Though Israel is not a member of the European Union, ESRIF was eager to avail of the “expertise” it had gained from oppressing the Palestinians. Nitzan Nuriel, a retired Israeli brigadier general, took part in the forum’s activities.


Nuriel has an impressive career history – for those who find cruelty impressive. He won promotion after it emerged that he had ordered troops serving in a battalion he commanded to torture Palestinian detainees in 1987.


He went on to hold senior positions in military units occupying both the West Bank and Gaza and play a prominent role in Israel’s 2006 invasion of Lebanon.


Following that invasion, Nuriel joined Israel’s National Security Council, a body that advises the Israeli prime minister, and soon became director of its “counter-terrorism bureau.” He sat on ESRIF in that capacity.


The forum advocated that the EU’s activities on “security” research – a euphemism for innovation which may have military applications – should grow. Israel’s war industry has soaked up numerous grants from those activities until now.


Juncker’s new effort to “turbo boost” weapons innovation is essentially a sequel to a “security” research scheme which came into effect in 2007.


It is too early to say if Israel will directly get money should Juncker’s dream of a “defense fund” materialize. There can be little doubt, however, that these kinds of proposals stand to benefit Israel’s arms manufacturers.


Israel has carved out a lucrative niche for itself in the global weapons market by investing heavily in drones and cybersecurity software, both of which feature in the European Commission’s new paper.


The EU’s governments have committed themselves to the objective of having drones made in Europe’s factories by 2025. Attaining that goal will almost certainly require some Israeli technology or expertise.


France and Britain are the two EU countries to have made the greatest use of drones to date.
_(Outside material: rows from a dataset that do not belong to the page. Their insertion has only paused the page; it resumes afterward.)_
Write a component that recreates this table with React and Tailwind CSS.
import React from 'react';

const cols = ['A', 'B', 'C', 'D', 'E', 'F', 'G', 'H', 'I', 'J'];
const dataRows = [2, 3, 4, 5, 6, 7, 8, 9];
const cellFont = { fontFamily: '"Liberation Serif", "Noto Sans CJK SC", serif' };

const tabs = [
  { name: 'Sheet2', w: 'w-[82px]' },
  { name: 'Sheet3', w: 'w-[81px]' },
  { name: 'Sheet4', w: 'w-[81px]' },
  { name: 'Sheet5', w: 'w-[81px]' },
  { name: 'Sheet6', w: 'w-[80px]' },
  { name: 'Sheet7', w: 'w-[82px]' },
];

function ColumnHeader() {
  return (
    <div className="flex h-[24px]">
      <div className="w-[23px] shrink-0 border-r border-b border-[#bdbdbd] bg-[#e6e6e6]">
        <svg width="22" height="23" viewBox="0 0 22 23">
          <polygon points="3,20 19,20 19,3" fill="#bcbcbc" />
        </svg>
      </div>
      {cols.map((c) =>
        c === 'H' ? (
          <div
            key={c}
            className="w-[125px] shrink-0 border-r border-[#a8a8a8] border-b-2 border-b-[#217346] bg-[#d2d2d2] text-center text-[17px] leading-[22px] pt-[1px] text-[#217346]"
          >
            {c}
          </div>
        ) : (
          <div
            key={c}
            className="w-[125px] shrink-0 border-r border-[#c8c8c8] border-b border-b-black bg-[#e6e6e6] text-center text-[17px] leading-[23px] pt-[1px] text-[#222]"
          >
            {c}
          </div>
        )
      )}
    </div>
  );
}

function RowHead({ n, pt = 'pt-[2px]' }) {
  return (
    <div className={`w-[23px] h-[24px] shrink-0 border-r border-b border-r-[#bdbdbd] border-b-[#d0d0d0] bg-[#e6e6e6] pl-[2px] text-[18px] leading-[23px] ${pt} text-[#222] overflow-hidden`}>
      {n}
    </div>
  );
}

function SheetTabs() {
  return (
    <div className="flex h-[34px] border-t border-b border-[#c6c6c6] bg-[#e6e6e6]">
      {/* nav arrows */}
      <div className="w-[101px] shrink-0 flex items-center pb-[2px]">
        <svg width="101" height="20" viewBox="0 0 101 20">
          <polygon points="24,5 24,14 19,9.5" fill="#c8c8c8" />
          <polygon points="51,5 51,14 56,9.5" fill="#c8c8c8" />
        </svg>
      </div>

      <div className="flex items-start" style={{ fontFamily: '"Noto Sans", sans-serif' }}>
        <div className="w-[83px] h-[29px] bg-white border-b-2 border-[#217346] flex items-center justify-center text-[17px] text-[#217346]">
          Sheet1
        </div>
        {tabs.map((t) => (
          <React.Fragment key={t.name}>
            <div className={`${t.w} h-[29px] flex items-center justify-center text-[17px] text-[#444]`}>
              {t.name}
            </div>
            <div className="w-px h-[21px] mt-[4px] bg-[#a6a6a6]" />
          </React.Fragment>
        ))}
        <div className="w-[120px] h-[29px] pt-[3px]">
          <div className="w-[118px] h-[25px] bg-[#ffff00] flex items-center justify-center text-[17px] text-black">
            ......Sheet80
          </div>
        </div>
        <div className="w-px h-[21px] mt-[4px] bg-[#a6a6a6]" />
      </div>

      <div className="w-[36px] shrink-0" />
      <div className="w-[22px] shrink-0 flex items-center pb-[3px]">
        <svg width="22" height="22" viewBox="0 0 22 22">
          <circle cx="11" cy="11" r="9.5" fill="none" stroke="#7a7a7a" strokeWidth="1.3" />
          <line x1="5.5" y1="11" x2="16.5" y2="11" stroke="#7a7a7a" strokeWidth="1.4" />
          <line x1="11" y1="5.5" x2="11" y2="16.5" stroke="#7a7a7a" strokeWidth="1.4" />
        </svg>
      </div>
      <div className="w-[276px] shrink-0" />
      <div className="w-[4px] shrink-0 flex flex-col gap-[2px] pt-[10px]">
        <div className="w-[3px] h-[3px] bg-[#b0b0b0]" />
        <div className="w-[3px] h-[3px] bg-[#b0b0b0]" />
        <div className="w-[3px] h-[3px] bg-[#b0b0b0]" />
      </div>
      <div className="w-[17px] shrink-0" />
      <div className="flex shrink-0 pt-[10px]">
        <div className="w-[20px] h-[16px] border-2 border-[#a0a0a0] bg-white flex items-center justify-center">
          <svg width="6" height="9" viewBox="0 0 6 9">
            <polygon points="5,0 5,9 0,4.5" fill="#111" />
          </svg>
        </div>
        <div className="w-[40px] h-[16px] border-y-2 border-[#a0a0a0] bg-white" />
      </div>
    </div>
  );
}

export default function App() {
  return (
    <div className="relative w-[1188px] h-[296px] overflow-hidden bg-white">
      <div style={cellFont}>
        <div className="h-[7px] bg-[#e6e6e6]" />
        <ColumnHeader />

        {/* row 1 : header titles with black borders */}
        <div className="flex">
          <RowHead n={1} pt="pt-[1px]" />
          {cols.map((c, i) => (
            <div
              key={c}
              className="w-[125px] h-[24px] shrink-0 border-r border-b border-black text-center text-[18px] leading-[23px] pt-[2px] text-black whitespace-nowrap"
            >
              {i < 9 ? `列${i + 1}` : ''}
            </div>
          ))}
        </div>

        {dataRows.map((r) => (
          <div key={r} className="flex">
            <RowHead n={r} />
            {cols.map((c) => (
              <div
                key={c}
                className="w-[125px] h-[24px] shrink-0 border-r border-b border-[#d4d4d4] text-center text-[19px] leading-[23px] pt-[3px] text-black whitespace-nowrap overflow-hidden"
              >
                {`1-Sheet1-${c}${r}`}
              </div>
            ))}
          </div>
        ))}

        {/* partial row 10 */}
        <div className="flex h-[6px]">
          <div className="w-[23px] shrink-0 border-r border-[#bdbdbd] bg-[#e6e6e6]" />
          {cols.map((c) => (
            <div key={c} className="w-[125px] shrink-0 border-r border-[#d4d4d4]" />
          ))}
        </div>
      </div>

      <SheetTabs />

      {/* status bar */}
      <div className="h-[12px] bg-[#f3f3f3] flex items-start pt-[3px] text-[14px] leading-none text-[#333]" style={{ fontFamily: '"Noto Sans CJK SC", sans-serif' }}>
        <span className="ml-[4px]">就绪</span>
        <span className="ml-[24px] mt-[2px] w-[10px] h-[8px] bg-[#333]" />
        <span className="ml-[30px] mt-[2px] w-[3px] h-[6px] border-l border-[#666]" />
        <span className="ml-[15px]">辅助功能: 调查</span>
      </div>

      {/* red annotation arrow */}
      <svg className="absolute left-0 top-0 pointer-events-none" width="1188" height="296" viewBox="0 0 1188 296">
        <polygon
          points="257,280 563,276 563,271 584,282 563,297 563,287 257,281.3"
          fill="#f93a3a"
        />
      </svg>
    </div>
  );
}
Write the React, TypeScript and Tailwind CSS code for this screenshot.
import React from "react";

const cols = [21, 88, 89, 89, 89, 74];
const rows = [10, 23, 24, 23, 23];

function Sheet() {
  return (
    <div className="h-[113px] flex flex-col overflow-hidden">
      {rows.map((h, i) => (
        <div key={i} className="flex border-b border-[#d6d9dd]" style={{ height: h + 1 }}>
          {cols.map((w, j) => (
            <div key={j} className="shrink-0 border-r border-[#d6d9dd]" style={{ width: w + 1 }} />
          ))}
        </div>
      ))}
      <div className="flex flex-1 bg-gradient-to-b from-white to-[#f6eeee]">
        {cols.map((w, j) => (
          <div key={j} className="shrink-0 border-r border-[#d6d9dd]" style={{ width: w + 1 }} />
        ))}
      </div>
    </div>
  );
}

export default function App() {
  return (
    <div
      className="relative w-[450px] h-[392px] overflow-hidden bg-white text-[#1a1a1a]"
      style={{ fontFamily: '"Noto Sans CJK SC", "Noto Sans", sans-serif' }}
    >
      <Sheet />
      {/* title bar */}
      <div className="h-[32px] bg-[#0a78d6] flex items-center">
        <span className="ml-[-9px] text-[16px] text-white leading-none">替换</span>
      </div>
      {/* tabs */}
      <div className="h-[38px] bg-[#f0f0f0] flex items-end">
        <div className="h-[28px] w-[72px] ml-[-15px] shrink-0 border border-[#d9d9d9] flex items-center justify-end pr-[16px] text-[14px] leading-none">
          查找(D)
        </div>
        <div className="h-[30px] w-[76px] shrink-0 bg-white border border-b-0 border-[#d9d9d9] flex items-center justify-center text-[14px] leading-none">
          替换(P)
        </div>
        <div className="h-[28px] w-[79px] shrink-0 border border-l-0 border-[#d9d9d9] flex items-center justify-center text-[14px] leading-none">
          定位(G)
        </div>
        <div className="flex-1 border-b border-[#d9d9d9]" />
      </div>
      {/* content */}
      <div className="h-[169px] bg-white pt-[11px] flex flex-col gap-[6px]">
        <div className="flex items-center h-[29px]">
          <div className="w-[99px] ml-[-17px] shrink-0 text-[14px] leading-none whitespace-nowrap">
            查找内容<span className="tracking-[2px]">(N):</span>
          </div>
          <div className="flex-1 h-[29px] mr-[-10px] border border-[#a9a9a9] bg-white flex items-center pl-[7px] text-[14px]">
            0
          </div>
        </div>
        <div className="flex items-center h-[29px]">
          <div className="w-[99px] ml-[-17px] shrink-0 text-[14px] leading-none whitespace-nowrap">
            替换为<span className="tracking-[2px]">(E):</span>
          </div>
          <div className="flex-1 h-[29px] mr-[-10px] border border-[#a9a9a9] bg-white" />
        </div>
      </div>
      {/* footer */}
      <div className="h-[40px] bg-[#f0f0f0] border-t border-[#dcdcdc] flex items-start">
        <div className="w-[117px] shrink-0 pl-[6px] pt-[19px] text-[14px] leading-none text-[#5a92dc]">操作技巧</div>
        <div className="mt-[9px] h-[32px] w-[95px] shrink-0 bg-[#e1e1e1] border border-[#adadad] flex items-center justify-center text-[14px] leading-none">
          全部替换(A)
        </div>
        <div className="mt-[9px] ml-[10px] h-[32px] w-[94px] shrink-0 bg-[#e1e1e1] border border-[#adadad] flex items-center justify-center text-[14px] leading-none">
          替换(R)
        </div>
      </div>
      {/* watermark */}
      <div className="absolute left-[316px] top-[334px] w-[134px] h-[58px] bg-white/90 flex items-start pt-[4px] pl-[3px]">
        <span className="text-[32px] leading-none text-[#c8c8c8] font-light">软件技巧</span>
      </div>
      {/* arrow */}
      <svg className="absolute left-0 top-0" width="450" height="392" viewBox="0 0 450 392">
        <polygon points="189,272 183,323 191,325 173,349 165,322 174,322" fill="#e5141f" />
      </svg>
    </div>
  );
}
Drones flown by both the French and British militaries were Israeli-designed.


Israel has deployed the same type of drones as those used by France in Mali and Libya and Britain in Afghanistan during its major operations against Gaza.


Contrary to the impression conveyed by the Brussels elite, none of this is necessary.


If Europe lags behind the US in military might, then why should it catch up? Why should Europe’s leaders be part of a contest to prove they can fetishize the war industry just as much as their American counterparts?


And if catching up requires cooperation with Israel, that’s all the more reason to quit the contest.